I've realized that LrCC can let me use it as basically a locally cached lightroom.adobe.com, allowing for synced rating and collection-organizing, and checked it out again.  It does show all my Lr Mobile albums, but most of them have 0 photos, except for 2018 starting in April.  Is that when LrCC started syncing with Lr Mobile?   Or when I first tried it?  An image in the non-0 albums, those after April this year, shows status as Synced with Lr Mobile and that cloud contains Smart Review only.

I checked download Smart previews" and "Store originals locally", and it started downloading the APC-...dng images I took on the iPhone using the Lr iOS app.  

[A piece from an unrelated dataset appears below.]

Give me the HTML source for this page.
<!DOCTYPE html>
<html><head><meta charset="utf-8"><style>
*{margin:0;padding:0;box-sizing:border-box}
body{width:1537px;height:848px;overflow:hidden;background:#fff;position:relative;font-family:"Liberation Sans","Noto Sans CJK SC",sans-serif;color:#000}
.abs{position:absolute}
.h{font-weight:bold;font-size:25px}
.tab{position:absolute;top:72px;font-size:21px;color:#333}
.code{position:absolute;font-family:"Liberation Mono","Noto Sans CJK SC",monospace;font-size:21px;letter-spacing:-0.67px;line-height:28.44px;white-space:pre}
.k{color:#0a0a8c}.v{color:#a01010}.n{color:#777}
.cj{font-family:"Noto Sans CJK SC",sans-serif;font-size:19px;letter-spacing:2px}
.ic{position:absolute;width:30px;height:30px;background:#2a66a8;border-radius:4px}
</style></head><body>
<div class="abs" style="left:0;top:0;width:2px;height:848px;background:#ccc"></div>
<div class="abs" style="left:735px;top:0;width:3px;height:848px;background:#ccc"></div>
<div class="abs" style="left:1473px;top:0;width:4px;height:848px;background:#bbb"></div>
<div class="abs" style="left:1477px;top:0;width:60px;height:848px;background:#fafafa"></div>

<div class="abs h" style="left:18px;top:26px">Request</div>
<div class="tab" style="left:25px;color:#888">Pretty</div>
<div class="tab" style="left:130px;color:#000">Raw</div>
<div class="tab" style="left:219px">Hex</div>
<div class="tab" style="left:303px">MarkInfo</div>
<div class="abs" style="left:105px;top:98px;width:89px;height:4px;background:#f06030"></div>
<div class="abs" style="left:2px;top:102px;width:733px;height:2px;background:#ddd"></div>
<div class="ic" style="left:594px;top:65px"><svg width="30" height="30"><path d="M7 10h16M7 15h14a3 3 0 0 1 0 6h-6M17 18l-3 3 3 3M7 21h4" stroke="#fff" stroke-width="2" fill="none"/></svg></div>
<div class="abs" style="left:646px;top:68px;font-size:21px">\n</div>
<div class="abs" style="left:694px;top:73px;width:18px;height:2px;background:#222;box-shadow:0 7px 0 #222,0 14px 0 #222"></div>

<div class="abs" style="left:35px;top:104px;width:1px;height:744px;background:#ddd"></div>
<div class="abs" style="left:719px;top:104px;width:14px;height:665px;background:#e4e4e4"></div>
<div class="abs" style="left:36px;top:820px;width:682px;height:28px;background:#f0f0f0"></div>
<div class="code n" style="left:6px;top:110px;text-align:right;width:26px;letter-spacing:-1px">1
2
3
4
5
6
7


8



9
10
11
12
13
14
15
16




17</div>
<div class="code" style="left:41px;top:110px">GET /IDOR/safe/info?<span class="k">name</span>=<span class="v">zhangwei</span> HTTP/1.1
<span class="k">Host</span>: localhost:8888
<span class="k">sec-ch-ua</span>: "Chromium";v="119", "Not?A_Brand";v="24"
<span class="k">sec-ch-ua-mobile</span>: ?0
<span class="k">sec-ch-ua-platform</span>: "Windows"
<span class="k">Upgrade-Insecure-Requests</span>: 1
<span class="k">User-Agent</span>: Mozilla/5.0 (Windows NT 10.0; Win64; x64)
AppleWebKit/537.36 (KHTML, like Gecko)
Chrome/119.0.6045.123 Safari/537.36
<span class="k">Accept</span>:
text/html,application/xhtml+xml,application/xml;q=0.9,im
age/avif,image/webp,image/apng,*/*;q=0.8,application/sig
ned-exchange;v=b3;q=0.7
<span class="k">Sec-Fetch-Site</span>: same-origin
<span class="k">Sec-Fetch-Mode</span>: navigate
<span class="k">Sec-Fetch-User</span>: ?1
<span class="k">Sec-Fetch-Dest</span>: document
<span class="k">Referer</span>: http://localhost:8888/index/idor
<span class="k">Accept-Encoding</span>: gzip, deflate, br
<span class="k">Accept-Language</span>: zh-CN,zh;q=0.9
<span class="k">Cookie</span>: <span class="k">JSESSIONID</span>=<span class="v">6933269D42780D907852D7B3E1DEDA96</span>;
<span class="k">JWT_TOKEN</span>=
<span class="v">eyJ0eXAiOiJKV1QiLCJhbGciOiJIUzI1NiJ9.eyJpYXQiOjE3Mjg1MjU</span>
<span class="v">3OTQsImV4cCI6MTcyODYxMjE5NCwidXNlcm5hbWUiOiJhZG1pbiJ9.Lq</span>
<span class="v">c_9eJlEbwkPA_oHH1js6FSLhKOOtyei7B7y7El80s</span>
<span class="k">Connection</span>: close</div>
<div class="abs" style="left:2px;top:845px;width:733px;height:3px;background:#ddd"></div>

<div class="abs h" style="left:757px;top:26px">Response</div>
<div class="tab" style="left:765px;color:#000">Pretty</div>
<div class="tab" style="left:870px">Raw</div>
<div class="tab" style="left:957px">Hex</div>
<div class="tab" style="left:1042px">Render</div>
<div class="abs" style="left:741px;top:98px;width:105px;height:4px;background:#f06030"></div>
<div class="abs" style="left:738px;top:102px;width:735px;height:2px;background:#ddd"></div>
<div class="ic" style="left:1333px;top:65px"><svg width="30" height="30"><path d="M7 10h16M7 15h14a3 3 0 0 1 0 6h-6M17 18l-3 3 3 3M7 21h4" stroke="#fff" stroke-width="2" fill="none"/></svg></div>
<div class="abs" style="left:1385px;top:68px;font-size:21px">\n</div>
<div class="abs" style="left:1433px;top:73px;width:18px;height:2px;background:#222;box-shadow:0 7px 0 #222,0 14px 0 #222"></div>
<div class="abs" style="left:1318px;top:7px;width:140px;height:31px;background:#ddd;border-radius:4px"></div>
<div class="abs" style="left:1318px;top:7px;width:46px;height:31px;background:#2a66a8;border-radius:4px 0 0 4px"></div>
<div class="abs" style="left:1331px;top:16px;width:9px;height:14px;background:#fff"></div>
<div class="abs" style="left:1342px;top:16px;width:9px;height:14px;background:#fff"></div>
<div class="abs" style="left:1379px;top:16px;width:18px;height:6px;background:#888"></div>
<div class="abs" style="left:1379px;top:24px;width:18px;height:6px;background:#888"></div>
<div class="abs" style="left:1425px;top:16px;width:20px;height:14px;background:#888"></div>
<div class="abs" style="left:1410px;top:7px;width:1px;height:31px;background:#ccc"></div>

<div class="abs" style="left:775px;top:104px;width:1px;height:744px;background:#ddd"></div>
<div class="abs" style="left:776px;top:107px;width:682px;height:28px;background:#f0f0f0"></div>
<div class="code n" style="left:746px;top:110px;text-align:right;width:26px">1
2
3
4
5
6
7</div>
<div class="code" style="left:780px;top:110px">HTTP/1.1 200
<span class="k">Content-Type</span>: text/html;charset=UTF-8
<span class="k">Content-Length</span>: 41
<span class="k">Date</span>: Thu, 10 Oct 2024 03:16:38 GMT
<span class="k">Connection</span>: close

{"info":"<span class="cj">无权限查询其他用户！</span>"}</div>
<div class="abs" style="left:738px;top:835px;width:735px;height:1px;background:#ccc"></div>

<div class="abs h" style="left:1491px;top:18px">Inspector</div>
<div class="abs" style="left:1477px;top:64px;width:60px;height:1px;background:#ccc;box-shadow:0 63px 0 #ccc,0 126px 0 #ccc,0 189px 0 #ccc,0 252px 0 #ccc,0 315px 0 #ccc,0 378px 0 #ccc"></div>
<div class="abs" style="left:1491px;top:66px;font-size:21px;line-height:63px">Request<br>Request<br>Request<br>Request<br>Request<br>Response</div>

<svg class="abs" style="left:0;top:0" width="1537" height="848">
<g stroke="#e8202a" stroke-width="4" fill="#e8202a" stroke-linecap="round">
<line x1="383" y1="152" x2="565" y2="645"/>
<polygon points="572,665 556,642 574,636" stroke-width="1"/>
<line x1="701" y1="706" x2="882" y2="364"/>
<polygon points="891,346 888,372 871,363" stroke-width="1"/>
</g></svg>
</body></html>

So far, I only add RAW files from SD cards by importing into Lr Classic on the iMac.  I cannot ingest them into LrCC as I only have 1TB plan but my originals already are reaching 12TB of DNGs.



Jim Wilde said:


> If you want originals in the cloud, import/upload using anything apart from Classic. Classic will get them (as originals) when the sync upload has completed.

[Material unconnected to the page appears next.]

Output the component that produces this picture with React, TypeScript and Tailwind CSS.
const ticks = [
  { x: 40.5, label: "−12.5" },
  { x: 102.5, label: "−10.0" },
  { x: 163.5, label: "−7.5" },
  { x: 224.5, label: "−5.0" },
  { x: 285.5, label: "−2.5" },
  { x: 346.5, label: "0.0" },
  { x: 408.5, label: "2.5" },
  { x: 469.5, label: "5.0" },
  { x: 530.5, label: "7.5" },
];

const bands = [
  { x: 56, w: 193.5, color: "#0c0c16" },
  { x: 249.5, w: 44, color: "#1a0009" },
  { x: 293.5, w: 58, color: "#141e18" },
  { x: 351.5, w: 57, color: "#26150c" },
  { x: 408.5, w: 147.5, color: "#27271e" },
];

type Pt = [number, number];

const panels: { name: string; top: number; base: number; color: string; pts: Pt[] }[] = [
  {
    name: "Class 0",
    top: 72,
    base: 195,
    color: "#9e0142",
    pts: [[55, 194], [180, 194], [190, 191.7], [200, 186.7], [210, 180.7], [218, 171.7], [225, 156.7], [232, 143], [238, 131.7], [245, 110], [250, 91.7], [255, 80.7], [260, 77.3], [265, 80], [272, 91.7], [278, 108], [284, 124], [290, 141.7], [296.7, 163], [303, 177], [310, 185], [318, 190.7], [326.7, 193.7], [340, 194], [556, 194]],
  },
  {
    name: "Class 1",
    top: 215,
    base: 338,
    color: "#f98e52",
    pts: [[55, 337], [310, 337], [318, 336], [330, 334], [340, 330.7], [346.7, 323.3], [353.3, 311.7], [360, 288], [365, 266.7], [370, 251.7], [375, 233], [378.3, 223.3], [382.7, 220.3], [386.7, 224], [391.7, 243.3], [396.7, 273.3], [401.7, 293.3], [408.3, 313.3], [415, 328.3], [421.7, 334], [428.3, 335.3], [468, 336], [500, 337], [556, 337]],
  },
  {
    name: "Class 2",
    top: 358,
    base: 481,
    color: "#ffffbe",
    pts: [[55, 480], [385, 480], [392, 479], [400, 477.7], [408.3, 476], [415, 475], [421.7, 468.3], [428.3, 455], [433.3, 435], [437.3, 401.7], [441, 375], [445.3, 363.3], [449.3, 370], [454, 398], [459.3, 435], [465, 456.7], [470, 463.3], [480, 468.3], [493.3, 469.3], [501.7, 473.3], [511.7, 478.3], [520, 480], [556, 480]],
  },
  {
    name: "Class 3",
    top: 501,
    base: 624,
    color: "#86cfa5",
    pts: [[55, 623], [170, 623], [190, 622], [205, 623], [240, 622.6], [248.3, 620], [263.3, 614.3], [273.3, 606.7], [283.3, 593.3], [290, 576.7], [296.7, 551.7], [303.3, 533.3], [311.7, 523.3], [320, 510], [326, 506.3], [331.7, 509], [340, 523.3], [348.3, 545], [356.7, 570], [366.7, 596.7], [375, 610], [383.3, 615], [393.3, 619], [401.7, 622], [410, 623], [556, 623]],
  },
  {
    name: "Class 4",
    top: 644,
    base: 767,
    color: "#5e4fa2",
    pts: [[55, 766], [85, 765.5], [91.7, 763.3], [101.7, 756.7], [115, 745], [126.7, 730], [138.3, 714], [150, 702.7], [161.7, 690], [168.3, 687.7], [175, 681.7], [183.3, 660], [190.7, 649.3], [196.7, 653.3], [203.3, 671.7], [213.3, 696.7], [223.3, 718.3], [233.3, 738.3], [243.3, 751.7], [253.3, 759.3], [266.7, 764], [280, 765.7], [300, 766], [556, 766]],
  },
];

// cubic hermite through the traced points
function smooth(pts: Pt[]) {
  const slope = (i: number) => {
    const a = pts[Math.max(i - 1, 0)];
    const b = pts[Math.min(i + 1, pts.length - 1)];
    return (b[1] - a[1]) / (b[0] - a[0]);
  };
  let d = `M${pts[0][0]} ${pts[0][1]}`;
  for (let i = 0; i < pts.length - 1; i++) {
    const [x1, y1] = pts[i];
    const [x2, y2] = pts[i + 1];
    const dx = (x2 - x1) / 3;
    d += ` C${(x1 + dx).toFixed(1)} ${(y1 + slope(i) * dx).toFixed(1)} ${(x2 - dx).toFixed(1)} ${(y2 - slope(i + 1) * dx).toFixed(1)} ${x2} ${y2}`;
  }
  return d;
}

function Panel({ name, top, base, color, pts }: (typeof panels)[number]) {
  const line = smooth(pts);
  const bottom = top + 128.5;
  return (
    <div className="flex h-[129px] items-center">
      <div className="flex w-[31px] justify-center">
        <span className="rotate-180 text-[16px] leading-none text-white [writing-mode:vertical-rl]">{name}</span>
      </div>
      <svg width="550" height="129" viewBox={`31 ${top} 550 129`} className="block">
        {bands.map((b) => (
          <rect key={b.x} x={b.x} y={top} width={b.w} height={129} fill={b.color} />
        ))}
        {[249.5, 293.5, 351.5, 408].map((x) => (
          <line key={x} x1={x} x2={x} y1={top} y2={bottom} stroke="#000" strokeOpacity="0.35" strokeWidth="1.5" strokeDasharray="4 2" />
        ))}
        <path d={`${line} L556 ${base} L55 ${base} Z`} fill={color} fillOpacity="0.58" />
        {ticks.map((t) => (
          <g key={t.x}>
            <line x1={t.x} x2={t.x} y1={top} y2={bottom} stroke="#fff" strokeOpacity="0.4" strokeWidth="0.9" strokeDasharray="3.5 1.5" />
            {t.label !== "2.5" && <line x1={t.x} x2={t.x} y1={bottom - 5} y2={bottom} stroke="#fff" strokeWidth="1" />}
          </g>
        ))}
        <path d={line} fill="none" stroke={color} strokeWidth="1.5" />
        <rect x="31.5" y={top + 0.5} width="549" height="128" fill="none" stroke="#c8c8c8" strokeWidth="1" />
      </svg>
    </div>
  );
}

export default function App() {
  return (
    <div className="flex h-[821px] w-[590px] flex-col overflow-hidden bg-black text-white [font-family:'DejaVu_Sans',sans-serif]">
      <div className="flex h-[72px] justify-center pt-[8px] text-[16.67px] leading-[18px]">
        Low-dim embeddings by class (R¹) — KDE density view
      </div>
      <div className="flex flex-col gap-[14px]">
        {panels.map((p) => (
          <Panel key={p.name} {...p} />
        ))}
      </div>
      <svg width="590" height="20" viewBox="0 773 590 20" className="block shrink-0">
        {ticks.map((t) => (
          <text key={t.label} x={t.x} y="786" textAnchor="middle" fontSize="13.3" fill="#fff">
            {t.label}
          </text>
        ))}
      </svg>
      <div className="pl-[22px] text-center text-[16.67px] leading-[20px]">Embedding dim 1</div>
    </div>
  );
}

-- so I guess I should not be doing this unless I upgrade to 20TB?  And they only offer up to 10TB, which you are invited to call to arrange for, surely so they can check whether you are sitting down and not driving before they quote the price...


----------



## Jim Wilde (Aug 26, 2018)

braver said:


> Jim -- this is very important, so let me unpack this to confirm.
> 
> Say I have some Smart Previews in LR Classic CC uploaded to Lr Mobile.
> 
> Are you saying you can add the same original DNGs to the LrCC and then Lr Mobile magically matches them rot what it already has? How?  By file name?


Yes, that's what happens, though being pedantic it's not "LR Mobile" that does the matching, it's Lightroom CC. 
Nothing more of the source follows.